Cultura e Spettacoli

Warhol e i Velvet. Tanti capolavori tra rumore e arte

Opere, film, musica, foto, memorabilia: alla (ri)scoperta del mondo dell'artista e del gruppo che segnò il rock

Warhol e i Velvet. Tanti capolavori tra rumore e arte

Era un mondo sperimentale, creativo, libero, un laboratorio artistico all'avanguardia in tutte le sue forme... Un incrocio di stili e di personalità geniali e al tempo stesso bizzarre con al centro lui, l'indefinibile Andrew Warhola, meglio noto come Andy Warhol, e i Velvet Underground. Era il mondo della Silver Factory (definita «Open House» dai Velvet nel brano Songs for Drella) la palestra d'ardimento di Warhol, un microcosmo caotico in cui - tra il 1963 e il 1967 - si creava arte senza frontiere e tutti cercavano il loro quarto d'ora di celebrità. Un pezzo di storia dell'arte, del costume, della storia, del pop e del rock. Un «movimento», la cui importanza pesa ancora come un macigno sul modo di esprimersi di oggi, raccontato al Centre Pompidou-Metz di Parigi dalla mostra (in collaborazione con l'Andy Warhol Museum) Warhol Underground, visitabile fino al 23 novembre prossimo.

C'è tutto l'universo warholiano - dal «cinema espanso» di Exploding Plastic Inevitable al celeberrimo barattolo di zuppa Campbell's alle Brillo Boxes, e poi la musica e tante foto rarissime (alcune inedite) del maestro e della band da lui plasmata. Si respira l'atmosfera di quegli anni di ricerca spasmodica e senza barriere che non molti all'epoca compresero. I Velvet Underground non hanno mai dimenticato quei loro primi disastrosi concerti in New Jersey del 1963. «Eseguimmo brani come Venus in Furs - ricorda John Cale - e il pubblico era sconvolto. Ci presero per marziani e forse lo eravamo». I loro primi di schi - oggi capolavori oggetto di culto come Velvet Underground & Nico (il famoso «Banana A lbum» con copertina di Warhol) furono dei gloriosi suicidi commerciali.
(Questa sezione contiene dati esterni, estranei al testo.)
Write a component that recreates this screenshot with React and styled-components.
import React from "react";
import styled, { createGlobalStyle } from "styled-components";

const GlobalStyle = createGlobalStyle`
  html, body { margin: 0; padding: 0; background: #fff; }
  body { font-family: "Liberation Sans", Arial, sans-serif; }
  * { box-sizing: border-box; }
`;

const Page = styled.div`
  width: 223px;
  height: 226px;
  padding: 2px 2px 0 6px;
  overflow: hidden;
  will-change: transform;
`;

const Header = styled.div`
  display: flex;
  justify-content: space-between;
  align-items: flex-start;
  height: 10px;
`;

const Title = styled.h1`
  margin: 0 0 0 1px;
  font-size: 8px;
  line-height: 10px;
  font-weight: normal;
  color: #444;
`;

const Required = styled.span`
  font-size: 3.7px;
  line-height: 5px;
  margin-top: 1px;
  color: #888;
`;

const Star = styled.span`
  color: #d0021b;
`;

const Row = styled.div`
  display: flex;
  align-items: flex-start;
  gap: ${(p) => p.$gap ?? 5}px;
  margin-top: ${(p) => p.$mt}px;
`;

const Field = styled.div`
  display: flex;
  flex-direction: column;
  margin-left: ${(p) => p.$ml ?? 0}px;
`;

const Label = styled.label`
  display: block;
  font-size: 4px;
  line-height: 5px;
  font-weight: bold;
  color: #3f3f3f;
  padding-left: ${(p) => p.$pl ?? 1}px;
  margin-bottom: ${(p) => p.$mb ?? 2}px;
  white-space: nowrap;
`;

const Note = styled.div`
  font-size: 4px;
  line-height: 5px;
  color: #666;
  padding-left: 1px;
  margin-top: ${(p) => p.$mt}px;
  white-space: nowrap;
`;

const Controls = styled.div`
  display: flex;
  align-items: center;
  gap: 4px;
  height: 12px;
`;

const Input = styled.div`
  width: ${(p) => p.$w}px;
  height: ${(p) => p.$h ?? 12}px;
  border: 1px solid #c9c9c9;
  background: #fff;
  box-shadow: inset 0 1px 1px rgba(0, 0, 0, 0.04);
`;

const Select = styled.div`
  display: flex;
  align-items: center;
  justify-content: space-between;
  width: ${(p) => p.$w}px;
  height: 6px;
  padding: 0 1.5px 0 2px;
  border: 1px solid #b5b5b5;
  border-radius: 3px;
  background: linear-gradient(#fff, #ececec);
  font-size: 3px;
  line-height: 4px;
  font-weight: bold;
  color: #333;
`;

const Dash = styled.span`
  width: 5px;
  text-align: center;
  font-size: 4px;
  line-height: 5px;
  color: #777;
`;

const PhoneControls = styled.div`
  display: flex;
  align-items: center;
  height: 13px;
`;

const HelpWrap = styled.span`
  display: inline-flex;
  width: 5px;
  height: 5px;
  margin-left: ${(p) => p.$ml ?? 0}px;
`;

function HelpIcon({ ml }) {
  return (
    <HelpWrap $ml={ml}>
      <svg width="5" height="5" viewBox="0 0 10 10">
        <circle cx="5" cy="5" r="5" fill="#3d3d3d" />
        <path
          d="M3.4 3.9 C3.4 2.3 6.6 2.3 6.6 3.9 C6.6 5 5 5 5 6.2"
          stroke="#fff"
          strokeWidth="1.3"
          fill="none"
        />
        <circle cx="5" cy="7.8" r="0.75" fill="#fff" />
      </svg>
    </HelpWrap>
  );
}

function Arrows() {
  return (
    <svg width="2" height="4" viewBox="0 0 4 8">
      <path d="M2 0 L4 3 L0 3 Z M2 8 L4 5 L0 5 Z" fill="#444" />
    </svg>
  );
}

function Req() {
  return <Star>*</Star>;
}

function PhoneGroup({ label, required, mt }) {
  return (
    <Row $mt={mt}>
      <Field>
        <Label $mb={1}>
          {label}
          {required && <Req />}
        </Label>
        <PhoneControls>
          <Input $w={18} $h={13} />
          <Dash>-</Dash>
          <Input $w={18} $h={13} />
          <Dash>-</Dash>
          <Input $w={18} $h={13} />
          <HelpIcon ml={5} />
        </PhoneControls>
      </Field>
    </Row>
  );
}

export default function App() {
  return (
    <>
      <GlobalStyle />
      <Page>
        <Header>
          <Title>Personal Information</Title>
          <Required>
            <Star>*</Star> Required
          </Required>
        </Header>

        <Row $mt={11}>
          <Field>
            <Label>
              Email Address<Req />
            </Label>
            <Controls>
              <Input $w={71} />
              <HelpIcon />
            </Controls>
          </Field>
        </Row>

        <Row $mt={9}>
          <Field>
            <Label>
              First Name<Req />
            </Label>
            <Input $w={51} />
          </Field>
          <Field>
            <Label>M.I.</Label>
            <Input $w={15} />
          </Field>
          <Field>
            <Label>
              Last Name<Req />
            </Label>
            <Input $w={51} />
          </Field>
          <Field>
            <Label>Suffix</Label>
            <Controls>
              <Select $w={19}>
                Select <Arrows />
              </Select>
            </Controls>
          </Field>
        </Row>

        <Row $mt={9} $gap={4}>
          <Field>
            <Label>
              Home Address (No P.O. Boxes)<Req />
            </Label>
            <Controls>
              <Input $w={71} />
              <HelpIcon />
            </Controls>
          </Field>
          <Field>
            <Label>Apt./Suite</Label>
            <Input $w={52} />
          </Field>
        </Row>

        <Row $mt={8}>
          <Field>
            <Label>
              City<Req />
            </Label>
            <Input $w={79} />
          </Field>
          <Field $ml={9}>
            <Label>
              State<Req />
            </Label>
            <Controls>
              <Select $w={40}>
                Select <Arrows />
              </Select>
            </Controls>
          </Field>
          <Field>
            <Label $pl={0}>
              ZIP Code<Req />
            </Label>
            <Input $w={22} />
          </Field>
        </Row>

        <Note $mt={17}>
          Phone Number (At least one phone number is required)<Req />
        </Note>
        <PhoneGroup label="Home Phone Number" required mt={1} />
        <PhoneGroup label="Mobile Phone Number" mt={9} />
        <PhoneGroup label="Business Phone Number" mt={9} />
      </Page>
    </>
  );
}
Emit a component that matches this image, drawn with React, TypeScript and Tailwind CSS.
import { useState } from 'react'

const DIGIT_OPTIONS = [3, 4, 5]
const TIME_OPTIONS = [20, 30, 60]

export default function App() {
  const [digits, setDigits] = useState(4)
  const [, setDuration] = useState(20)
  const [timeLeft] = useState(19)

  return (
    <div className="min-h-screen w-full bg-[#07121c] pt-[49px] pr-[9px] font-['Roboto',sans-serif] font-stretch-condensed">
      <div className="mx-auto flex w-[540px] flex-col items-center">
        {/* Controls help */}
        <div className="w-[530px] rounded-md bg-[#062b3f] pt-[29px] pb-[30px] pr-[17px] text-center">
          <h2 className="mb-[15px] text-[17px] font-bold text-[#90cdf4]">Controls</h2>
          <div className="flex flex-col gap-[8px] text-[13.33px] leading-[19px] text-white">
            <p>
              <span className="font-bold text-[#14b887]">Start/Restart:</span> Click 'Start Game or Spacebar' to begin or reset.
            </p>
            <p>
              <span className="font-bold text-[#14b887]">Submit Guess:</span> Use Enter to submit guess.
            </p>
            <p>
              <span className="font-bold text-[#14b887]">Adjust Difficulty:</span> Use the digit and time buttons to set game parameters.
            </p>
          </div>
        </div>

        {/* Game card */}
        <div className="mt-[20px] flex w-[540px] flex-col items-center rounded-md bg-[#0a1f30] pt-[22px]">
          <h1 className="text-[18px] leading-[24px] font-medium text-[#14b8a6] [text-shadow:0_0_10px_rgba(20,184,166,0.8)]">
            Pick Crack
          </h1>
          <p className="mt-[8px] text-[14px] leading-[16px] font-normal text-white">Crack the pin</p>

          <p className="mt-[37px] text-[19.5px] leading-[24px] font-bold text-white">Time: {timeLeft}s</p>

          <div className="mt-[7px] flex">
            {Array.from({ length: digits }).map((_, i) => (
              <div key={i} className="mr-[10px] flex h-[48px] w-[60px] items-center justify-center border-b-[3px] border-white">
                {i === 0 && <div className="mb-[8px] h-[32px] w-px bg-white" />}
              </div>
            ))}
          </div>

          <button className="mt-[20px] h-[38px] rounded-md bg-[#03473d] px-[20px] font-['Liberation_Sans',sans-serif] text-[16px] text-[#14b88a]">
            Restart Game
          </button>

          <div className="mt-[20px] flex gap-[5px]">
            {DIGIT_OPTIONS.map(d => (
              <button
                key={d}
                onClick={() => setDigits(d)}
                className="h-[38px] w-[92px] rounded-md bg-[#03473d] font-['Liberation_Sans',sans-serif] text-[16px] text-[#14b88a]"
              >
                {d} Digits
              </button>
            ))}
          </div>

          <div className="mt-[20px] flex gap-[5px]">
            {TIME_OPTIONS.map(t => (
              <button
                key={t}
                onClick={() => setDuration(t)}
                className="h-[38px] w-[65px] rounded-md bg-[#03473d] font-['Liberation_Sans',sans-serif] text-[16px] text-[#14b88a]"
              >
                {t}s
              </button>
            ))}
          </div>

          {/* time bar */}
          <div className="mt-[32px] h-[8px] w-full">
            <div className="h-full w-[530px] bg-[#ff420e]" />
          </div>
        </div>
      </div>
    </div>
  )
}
Del resto non potevano che nascere suoni esplosivi e al di là delle regole fondamentali dell'armonia dall'unione di un ragazzino selvaggio come Lou Reed, aspirante poeta della Syracuse University ed ex autore a cottimo di 45 giri di successo e del violista gallese John Cale, che veniva dall'avanguardia colta e che aveva studiato con Aaron Copland, John Cage e LaMonte Young, eseguendo poi la versione completa di Vexations di Satie in una maratona pianistica di 18 ore... Il suo primo fotogramma celebre lo vede sul palco che maneggia la viola come una clava, accanto a Reed strafatto e come sempre col viso nascosto dagli occhiali. (Poi ci sono naturalmente Sterling Morrison al basso e la scultorea batterista Maureen Tucker in attesa della fascinosa Nico). È così che Warhol, grazie al suo alter ego Gerard Malanga, li scova al Café Bizarre di New York... Fu un colpo di fulmine che Reed descrisse così: «Capimmo subito che eravamo fatti l'uno per l'altro. I testi delle nostre canzoni scritte prima che ci incontrammo, corrispondevano perfettamente al soggetto dei suoi film. In pratica Andy ci diede l'opportunità di diventare i Velvet Underground».

La loro musica elettrica, cupa e caotica era differente da tutto quanto udito prima, così come i loro testi, che prendevano spunto da Sacher-Masoch, Delmore Schwartz (poeta e scrittore che ebbe grande influenza sugli intellettuali americani degli anni '30 e a cui i Velvet dedicarono il brano European Son) o si ispiravano a Edie Sedgewick (cui è dedicata Venus In Furs). Ricordavano, in forma breve, le opere di John Cage e LaMonte Young «con la loro batteria, i tamburelli, l'armonica, le chitarre, l'autoharp, le maracas, il kazoo, i clacson e i pezzi di vetro», ricordava Warhol. Se il «Banana Album» era un disco complesso, forse White Light WHite Heat è acora più ostico, un caos organizzato in cui i musicisti suonino, quasi l'un contro l'altro, armati soltanto del volume degli amplificatori Vox. E questo durante l'estate dell'amore degli hippie, dove ai sogni di pace e amore i Velvet oppongono i 17 minuti di sesso e violenza di Sister Ray, dove il rock si siede al tavolo delle cosiddette arti «maggiori». Nonostante Warhol e il suo genio, il sodalizio tra Reed e Cale durò (troppo) poco. «Abbiamo personalità diverse - ha detto di recente Cale - il nostro feeling si è esaurito presto; a Lou piace fare la star, io vorrei essere invisibile.

Però siamo stati i pionieri del rock come pura arte».